- Route of the EO97 road, in blue

Route information
- Length: 69.3 km (43.1 mi)
- Existed: 9 July 1963–present

Major junctions
- North end: Heraklion
- South end: Agia Galini

Location
- Country: Greece
- Regions: Crete
- Primary destinations: Heraklion; Phaistos; Agia Galini;

Highway system
- Highways in Greece; Motorways; National roads;
| ← EO95 |  | → EO99 |

= Greek National Road 97 =

Trunk road in Greece

Greek National Road 97 is a national road on the island of Crete, Greece. It connects Heraklion with Agia Galini on the south coast, via Moires.

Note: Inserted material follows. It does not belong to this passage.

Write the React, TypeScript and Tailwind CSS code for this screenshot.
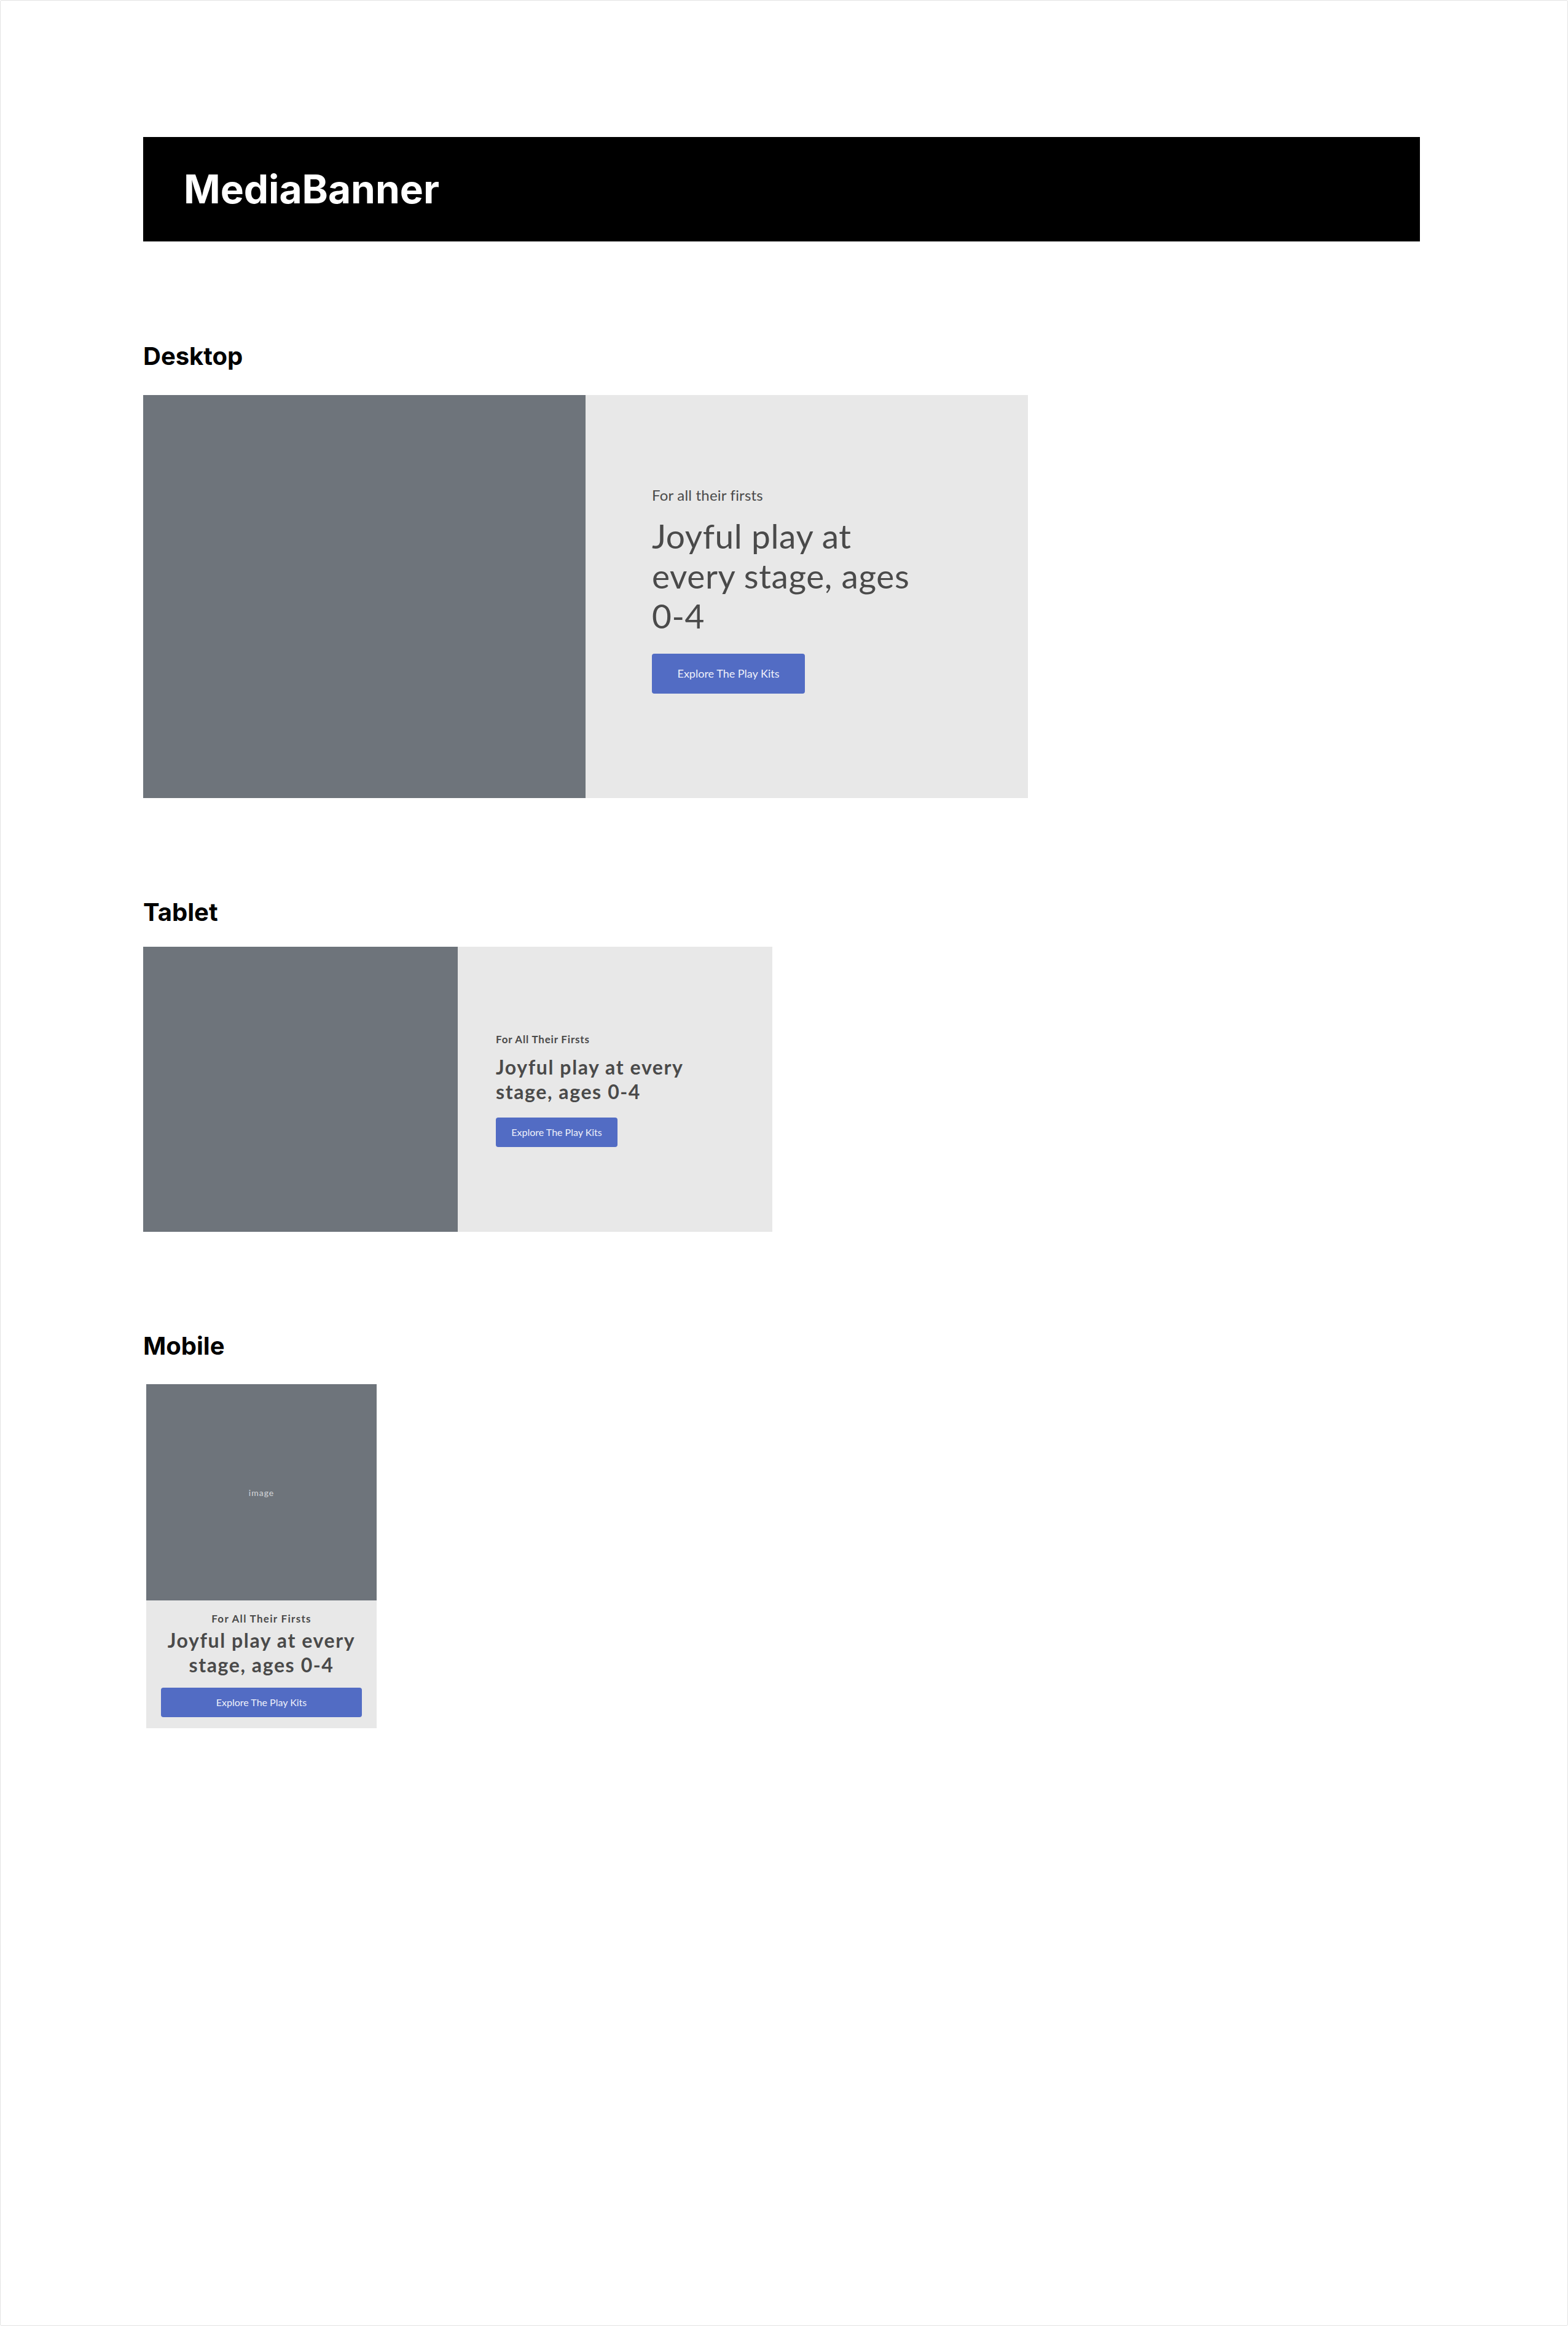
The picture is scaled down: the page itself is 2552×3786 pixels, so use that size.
import React from "react";

const heading = "font-['Inter',sans-serif] font-bold text-[40px] leading-[48px] text-black";
const banner = "font-['Lato','Noto_Sans',sans-serif]";

function DesktopBanner() {
  return (
    <div className={`flex w-[1440px] h-[656px] ${banner}`}>
      <div className="w-[720px] h-full bg-[#6e747b]" />
      <div className="w-[720px] h-full bg-[#e8e8e8] flex flex-col justify-center pl-[108px] pb-[24px]">
        <p className="text-[24px] leading-[32px] tracking-[0.2px] text-[#4a4a4a]">For all their firsts</p>
        <h2 className="mt-[18px] max-w-[440px] text-[55px] leading-[65px] tracking-[0.6px] font-normal text-[#4a4a4a]">
          Joyful play at every stage, ages 0-4
        </h2>
        <div className="mt-[29px]">
          <button className="inline-flex items-center justify-center w-[249px] h-[65px] rounded-[4px] bg-[#526cc4] text-[18px] text-[#eef0fa]">
            Explore The Play Kits
          </button>
        </div>
      </div>
    </div>
  );
}

function TabletBanner() {
  return (
    <div className={`flex w-[1024px] h-[464px] ${banner}`}>
      <div className="w-[512px] h-full bg-[#6e747b]" />
      <div className="w-[512px] h-full bg-[#e8e8e8] flex flex-col justify-center pl-[62px]">
        <p className="text-[17px] leading-[24px] font-bold tracking-[0.8px] text-[#4a4a4a]">For All Their Firsts</p>
        <h2 className="mt-[13px] max-w-[350px] text-[32px] leading-[40px] font-bold tracking-[1.6px] text-[#4a4a4a]">
          Joyful play at every stage, ages 0-4
        </h2>
        <div className="mt-[22px]">
          <button className="inline-flex items-center justify-center w-[198px] h-[48px] rounded-[4px] bg-[#526cc4] text-[16px] text-[#eef0fa]">
            Explore The Play Kits
          </button>
        </div>
      </div>
    </div>
  );
}

function MobileBanner() {
  return (
    <div className={`ml-[5px] w-[375px] flex flex-col ${banner}`}>
      <div className="h-[352px] bg-[#6e747b] flex items-center justify-center">
        <span className="text-[14px] tracking-[1px] text-[#d4d6da]">image</span>
      </div>
      <div className="bg-[#e8e8e8] px-6 pt-[18px] pb-[18px] flex flex-col items-center text-center">
        <p className="text-[17px] leading-[24px] font-bold tracking-[1.3px] text-[#4a4a4a]">For All Their Firsts</p>
        <h2 className="mt-[3px] text-[32px] leading-[40px] font-bold tracking-[1.6px] text-[#4a4a4a]">
          Joyful play at every stage, ages 0-4
        </h2>
        <button className="mt-[17px] flex items-center justify-center w-full h-[48px] rounded-[4px] bg-[#526cc4] text-[16px] text-[#eef0fa]">
          Explore The Play Kits
        </button>
      </div>
    </div>
  );
}

export default function App() {
  return (
    <div className="w-[2552px] h-[3786px] bg-white border border-[#e2e2e2] rounded-[3px]">
      <div className="ml-[232px] mt-[222px] w-[2078px] flex flex-col">
        <header className="h-[170px] bg-black flex items-center pl-[66px] pr-16">
          <h1 className="font-['Inter',sans-serif] font-bold text-[64px] leading-none text-white">MediaBanner</h1>
        </header>

        <section className="mt-[163px]">
          <h3 className={`${heading} mb-[39px]`}>Desktop</h3>
          <DesktopBanner />
        </section>

        <section className="mt-[162px]">
          <h3 className={`${heading} mb-[32px]`}>Tablet</h3>
          <TabletBanner />
        </section>

        <section className="mt-[162px]">
          <h3 className={`${heading} mb-[38px]`}>Mobile</h3>
          <MobileBanner />
        </section>
      </div>
    </div>
  );
}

It is one of five national roads on the island.

==Route==

The EO97 is officially defined as a north–south road that is mostly within the Heraklion regional unit, with the southern end being in Rethymno: it branches off the EO90 in the city of Heraklion to the north, and heads southwest towards Agia Galini, via Phaistos. The EO97 also connects with the A90 motorway (formerly the New EO90), which bypasses central Heraklion.

==History==

Ministerial Decision G25871 of 9 July 1963 created the EO97 from the old EO67, which existed by royal decree from 1955 until 1963, and followed the same route as the current EO97.